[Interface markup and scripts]

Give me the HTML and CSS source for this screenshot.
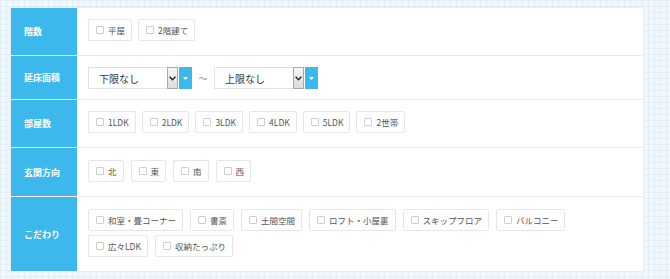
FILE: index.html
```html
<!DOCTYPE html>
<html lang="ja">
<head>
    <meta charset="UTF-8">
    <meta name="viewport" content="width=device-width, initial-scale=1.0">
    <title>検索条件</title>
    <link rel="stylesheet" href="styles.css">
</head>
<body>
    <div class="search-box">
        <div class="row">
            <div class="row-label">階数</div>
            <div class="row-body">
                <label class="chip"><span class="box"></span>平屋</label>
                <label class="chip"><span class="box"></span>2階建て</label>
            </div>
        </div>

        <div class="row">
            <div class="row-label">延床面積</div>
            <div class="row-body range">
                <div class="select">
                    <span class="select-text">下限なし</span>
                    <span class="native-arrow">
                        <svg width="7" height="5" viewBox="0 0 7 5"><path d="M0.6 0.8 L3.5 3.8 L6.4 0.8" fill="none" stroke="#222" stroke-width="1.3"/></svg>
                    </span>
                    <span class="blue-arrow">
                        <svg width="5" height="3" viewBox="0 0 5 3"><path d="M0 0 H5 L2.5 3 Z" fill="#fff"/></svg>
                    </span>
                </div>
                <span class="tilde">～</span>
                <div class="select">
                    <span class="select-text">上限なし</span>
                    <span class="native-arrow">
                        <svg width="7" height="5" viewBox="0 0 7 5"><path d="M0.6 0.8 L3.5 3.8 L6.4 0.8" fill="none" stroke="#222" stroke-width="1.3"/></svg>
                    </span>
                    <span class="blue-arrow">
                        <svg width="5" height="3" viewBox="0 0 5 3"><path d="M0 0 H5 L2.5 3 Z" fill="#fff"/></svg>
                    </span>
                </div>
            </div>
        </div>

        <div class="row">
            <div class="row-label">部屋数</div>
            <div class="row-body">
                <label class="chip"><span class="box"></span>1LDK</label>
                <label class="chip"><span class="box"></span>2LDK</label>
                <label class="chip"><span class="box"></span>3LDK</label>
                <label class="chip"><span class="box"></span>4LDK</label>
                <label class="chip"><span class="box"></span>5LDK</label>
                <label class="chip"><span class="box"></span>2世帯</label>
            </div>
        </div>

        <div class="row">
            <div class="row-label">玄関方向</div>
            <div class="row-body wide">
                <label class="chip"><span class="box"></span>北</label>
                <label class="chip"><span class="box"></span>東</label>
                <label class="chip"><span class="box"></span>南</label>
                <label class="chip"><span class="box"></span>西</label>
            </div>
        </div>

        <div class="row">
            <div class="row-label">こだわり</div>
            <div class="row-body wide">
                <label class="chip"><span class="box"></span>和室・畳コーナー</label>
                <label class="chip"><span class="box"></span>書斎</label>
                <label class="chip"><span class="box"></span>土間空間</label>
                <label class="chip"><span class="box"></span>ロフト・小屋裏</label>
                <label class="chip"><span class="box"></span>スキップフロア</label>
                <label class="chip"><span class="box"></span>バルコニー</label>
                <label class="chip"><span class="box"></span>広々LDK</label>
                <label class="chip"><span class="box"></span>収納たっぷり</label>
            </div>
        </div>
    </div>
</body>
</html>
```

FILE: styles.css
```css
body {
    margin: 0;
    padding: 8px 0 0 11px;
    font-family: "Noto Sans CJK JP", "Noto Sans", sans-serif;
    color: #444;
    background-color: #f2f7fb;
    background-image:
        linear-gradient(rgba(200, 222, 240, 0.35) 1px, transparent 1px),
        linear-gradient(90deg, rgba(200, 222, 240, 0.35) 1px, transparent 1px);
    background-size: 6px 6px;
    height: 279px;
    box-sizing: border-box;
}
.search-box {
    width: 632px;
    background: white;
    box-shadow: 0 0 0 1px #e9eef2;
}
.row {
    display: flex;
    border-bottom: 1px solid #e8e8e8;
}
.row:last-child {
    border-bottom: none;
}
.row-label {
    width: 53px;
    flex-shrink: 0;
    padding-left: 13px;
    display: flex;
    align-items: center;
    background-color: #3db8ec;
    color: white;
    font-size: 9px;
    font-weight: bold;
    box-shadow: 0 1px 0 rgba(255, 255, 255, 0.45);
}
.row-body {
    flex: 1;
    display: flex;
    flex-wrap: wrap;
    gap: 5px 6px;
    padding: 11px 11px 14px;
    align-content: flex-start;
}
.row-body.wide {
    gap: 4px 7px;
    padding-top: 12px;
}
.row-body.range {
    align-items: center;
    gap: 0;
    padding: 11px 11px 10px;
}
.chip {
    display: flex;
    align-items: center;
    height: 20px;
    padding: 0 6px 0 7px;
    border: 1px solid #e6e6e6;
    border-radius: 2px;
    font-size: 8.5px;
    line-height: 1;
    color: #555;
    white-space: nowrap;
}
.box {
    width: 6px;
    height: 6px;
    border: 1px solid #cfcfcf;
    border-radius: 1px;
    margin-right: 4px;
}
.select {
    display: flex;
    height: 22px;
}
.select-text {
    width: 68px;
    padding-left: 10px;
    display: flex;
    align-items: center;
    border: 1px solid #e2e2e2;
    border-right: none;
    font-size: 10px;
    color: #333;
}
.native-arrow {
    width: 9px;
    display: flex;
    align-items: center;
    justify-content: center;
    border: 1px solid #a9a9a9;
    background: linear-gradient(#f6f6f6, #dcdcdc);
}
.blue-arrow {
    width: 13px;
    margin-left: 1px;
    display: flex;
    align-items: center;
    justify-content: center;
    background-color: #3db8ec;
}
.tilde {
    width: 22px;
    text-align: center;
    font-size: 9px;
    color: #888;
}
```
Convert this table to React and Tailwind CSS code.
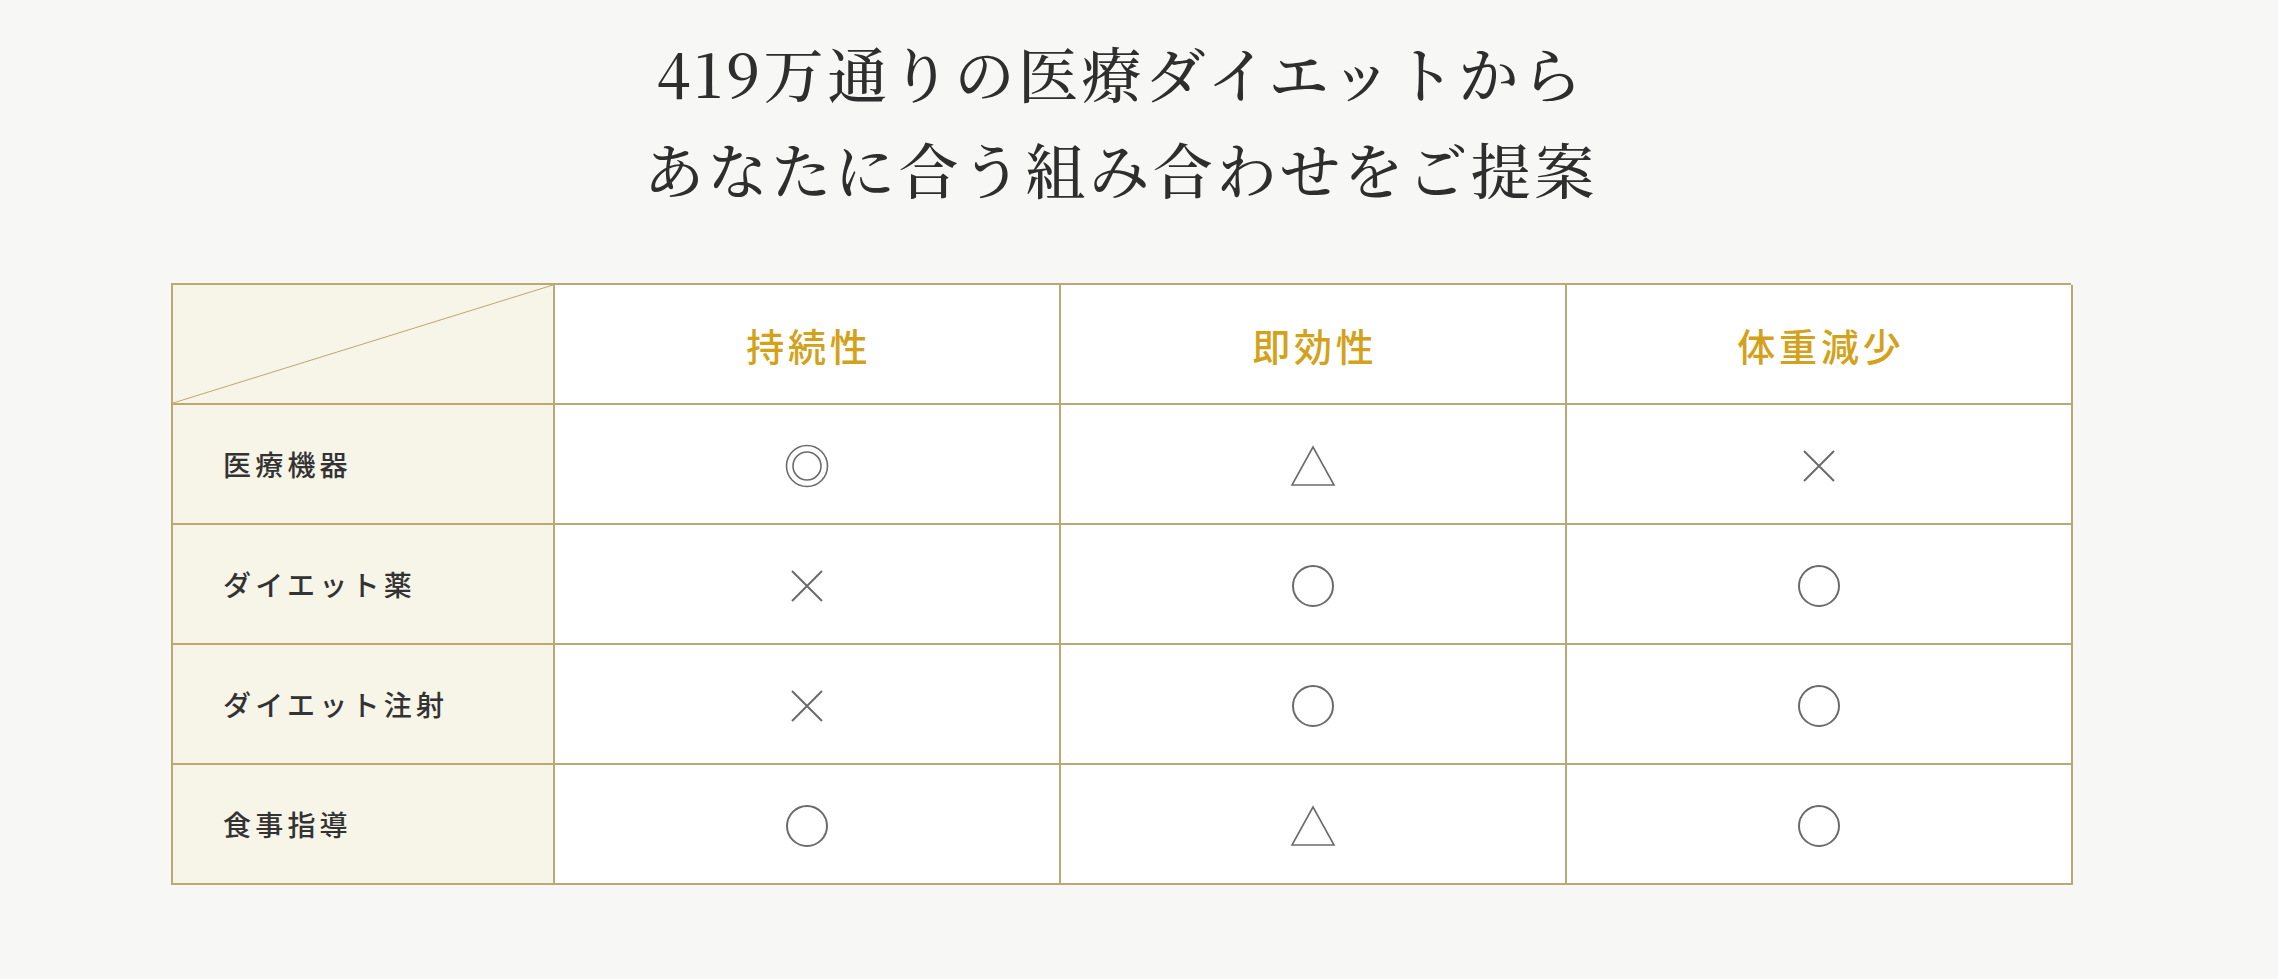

● **Problem**
Go through the material above and count the lines that include "this". Give the number alone.

● **The response**
2